Turns out there’s a new curse in sports to replace the Curse of the Goat. That curse is the curse of 3-1. A city can only win one championship in seven games. It keeps repeating itself – the Cleveland Cavaliers made a 3-1 upset. The Chicago Cubs made a 3-1 upset over Cleveland. It only makes sense that the Chicago Blackhawks, with a 3-1 lead, are upset. Washington starts panicking for the Wizards. They don’t need to worry about the Wizards.

Who they need to worry about is the Washington Nationals. The Nationals run through the regular season. Their pitching looks strong, and over the offseason they added some bats to help Bryce Harper. They’re going to the National League Championships. Against defending champion Cubs. The Cubs had a bit of a down year, and have a championship hangover.
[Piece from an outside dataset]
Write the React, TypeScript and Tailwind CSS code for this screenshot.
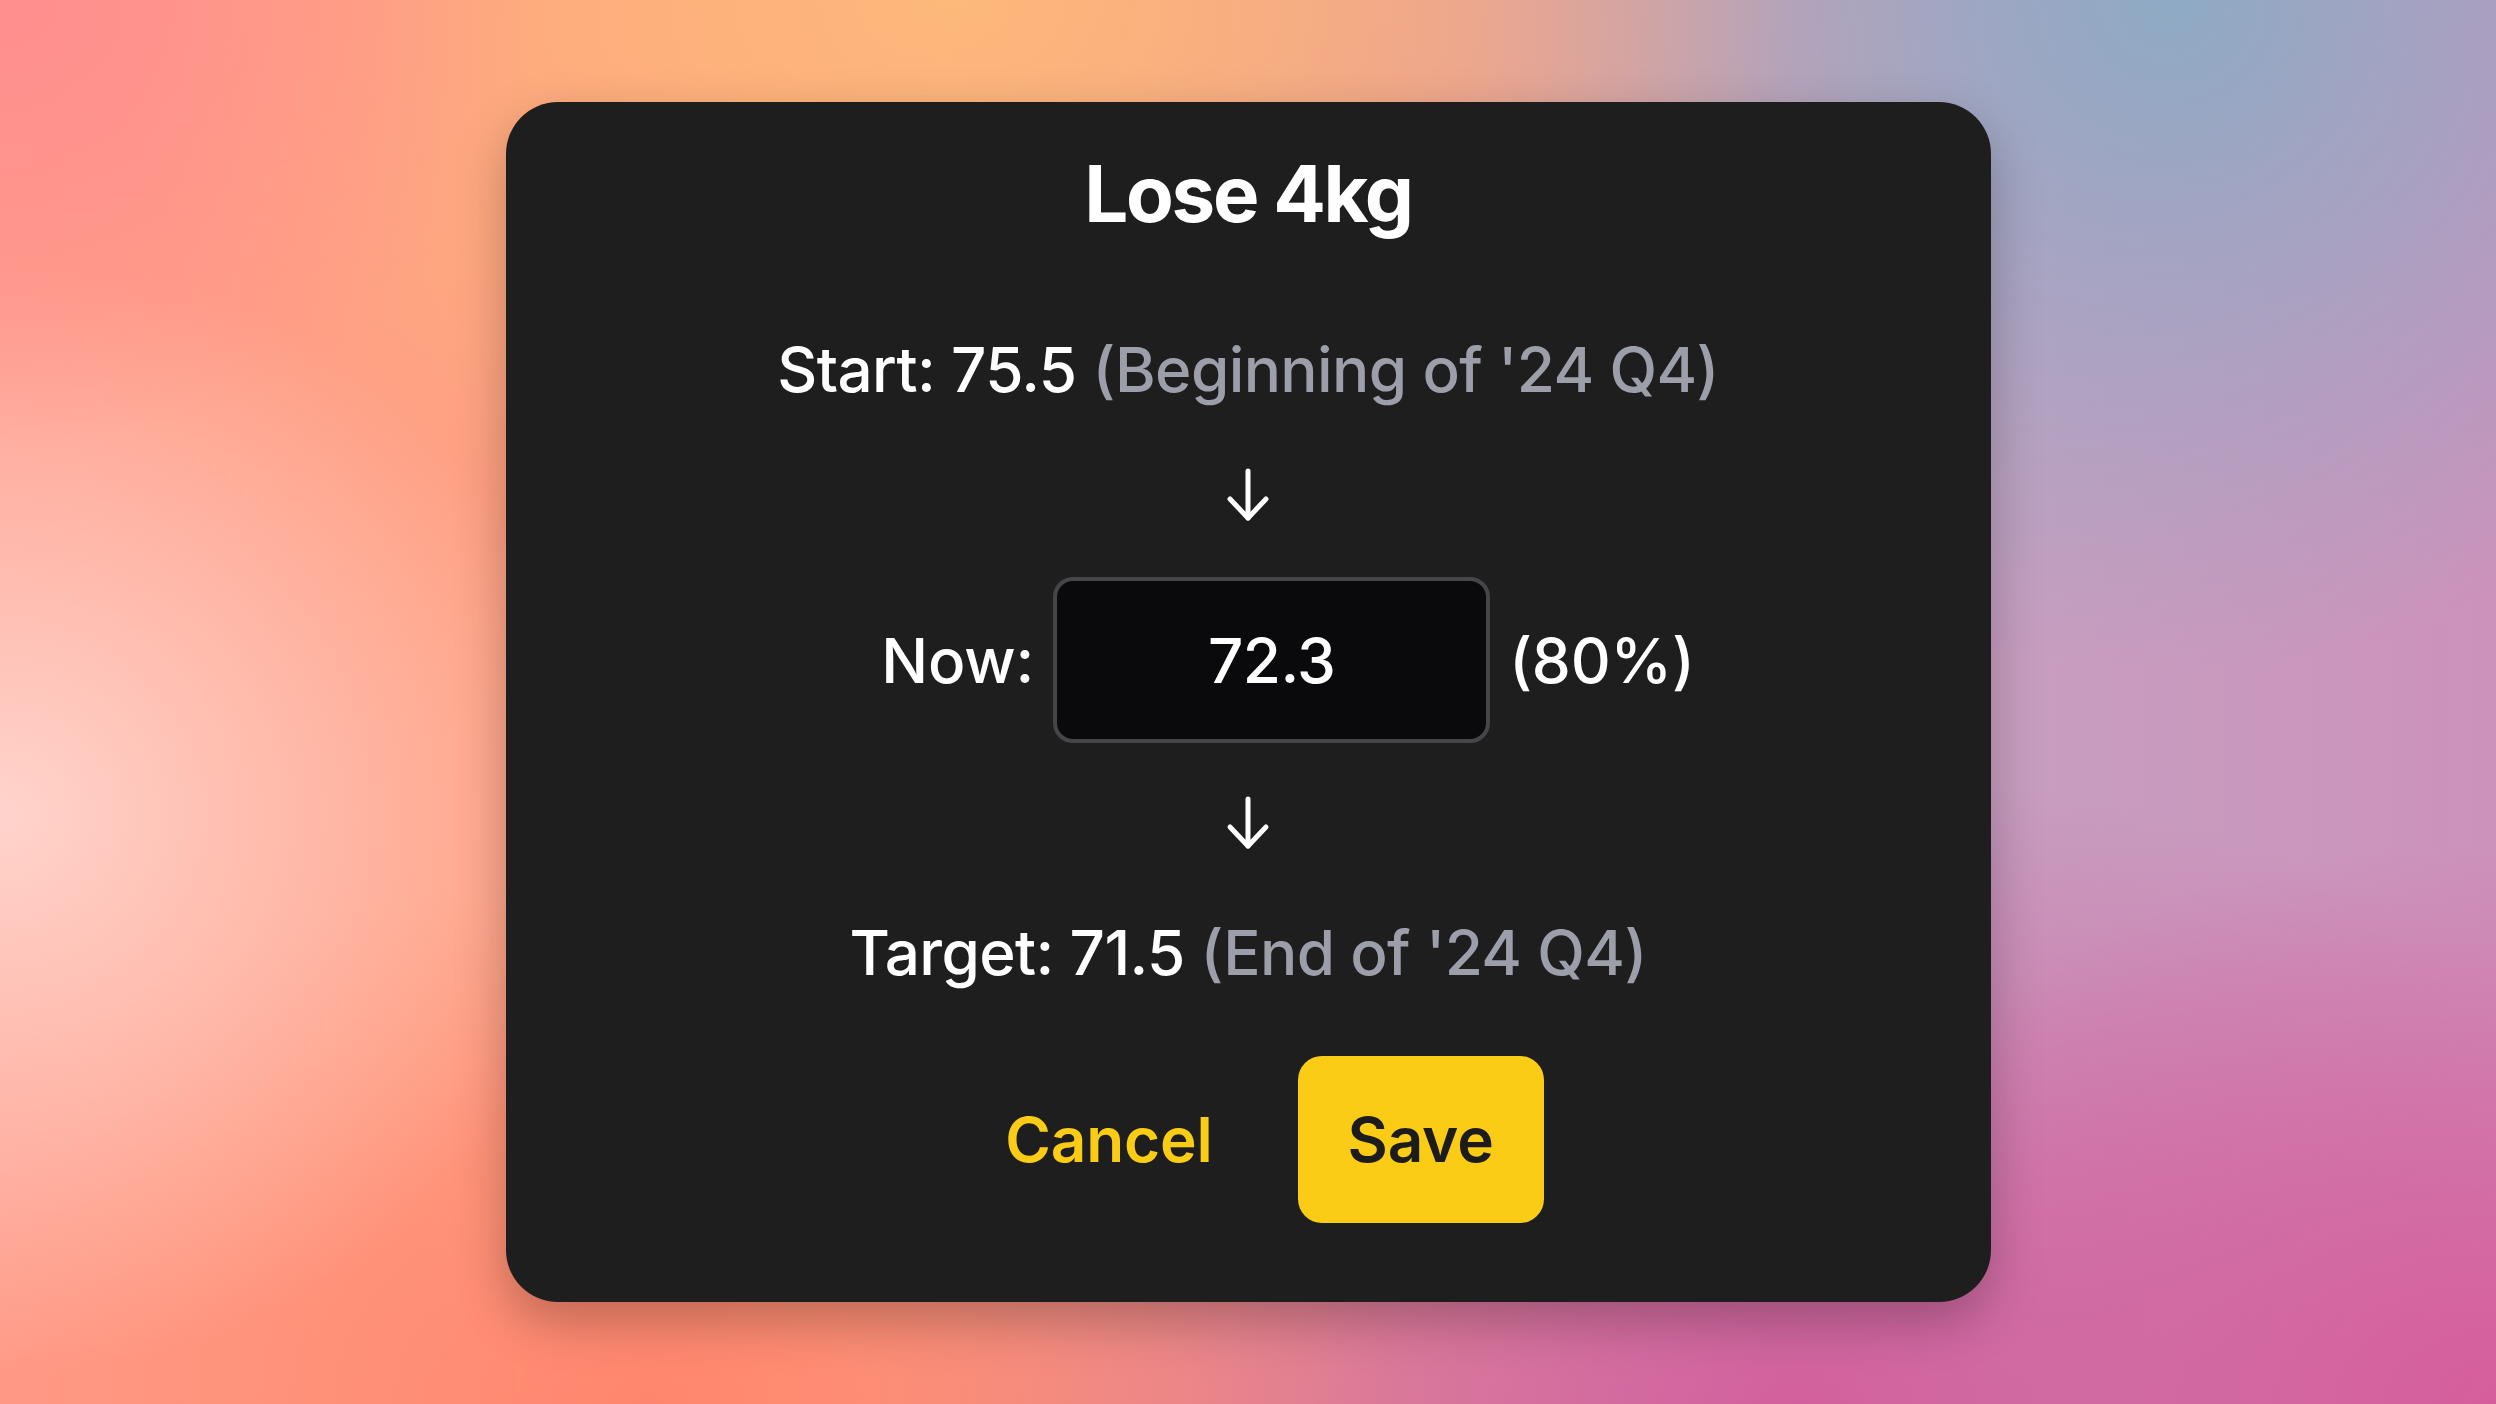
import { useState } from 'react'

function DownArrow() {
  return (
    <svg viewBox="0 0 44 54" className="h-[54px] w-[44px]" fill="none" stroke="white" strokeWidth={5} strokeLinecap="round" strokeLinejoin="round">
      <path d="M22 3v47" />
      <path d="M4 31l18 19 18-19" />
    </svg>
  )
}

export default function App() {
  const [now, setNow] = useState('72.3')

  return (
    <div className="flex min-h-screen justify-center bg-[image:radial-gradient(22%_32%_at_0%_0%,#ff8e8e,transparent),radial-gradient(34%_42%_at_38%_0%,#fdb87a,transparent),radial-gradient(28%_48%_at_87%_0%,#8eaac4,transparent),radial-gradient(24%_40%_at_0%_58%,#ffd4cc,transparent),radial-gradient(30%_38%_at_26%_100%,#ff866e,transparent),radial-gradient(40%_45%_at_72%_100%,#d2609e,transparent),radial-gradient(30%_40%_at_100%_100%,#d85c9c,transparent),linear-gradient(90deg,#ff9c8a_0%,#ffa27e_30%,#e89c92_55%,#c79ec0_80%,#cc92bc_100%)] pt-[102px] font-['Inter',sans-serif]">
      <div className="flex h-[1200px] w-[1485px] flex-col items-center rounded-[52px] bg-[#1e1e1e] pt-[45px] shadow-[0_20px_50px_rgba(0,0,0,0.25)]">
        <h1 className="text-[78px] font-bold leading-[94px] tracking-[-0.03em] text-white">Lose 4kg</h1>

        <p className="mt-[91px] text-[62px] font-medium leading-[75px] tracking-[-0.01em] text-white">
          Start: 75.5 <span className="text-[#9c9fa9]">(Beginning of '24 Q4)</span>
        </p>

        <div className="mt-[61px]">
          <DownArrow />
        </div>

        <div className="mt-[55px] flex items-center gap-[19px] pl-[80px] tracking-[-0.01em]">
          <span className="text-[62px] font-medium leading-[75px] text-white">Now:</span>
          <input
            value={now}
            onChange={(event) => setNow(event.target.value)}
            className="h-[166px] w-[437px] rounded-[20px] border-[4px] border-[#46464a] bg-[#0a0a0d] text-center text-[62px] font-medium tracking-[-0.01em] text-white outline-none"
          />
          <span className="text-[62px] font-medium leading-[75px] text-white">(80%)</span>
        </div>

        <div className="mt-[53px]">
          <DownArrow />
        </div>

        <p className="mt-[65px] text-[62px] font-medium leading-[75px] tracking-[-0.01em] text-white">
          Target: 71.5 <span className="text-[#9c9fa9]">(End of '24 Q4)</span>
        </p>

        <div className="mt-[66px] flex items-center gap-[32px] tracking-[-0.01em]">
          <button type="button" className="h-[167px] rounded-[24px] px-[53px] text-[62px] font-semibold text-[#facc15]">
            Cancel
          </button>
          <button type="button" className="h-[167px] rounded-[24px] bg-[#facc15] px-[50px] text-[62px] font-semibold text-[#1c1c1c]">
            Save
          </button>
        </div>
      </div>
    </div>
  )
}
They’re the three seed this year, and the Nationals have home field advantage.

They take the first two games. The Cubs battle back in the third. The Nationals look like they’re on the verge of winning it all in the fourth game. It’s a 3-1 lead. Washington panics. Why couldn’t they let them win a second game?

The Cubs rally back behind the pitching of Jon Lester (who fixed his throwing to first yips) and reliever Andrew Miller, who the Cubs traded for.

The Cubs are going back to the World Series. Chicago may have lost one dynasty with the Hawks, but it looks like they’re on the verge of a new one. The team on the other side? The Chicago White Sox, who, having found an actual manager, stay consistently good. It’s an all-Chicago World Series. The Cubs get up 3-1. They can’t blow a 3-1 lead against their own city, surely! Nope. The Chicago White Sox, behind the hot like fire bat of Jose Abreu, win the World Series.

Oh, and the Premiere League is the one safe thing. Manchester United wins it all. But guess who wins in 2018? Queen’s Park Rangers, who rally in the standings to qualify for the Premier League in 2017 and get access to top-tier talent.

Like I said, it’s not gonna happen. But a man can dream.

Oh, and loser city is now Phoenix, Arizona. But I’ll write about that later.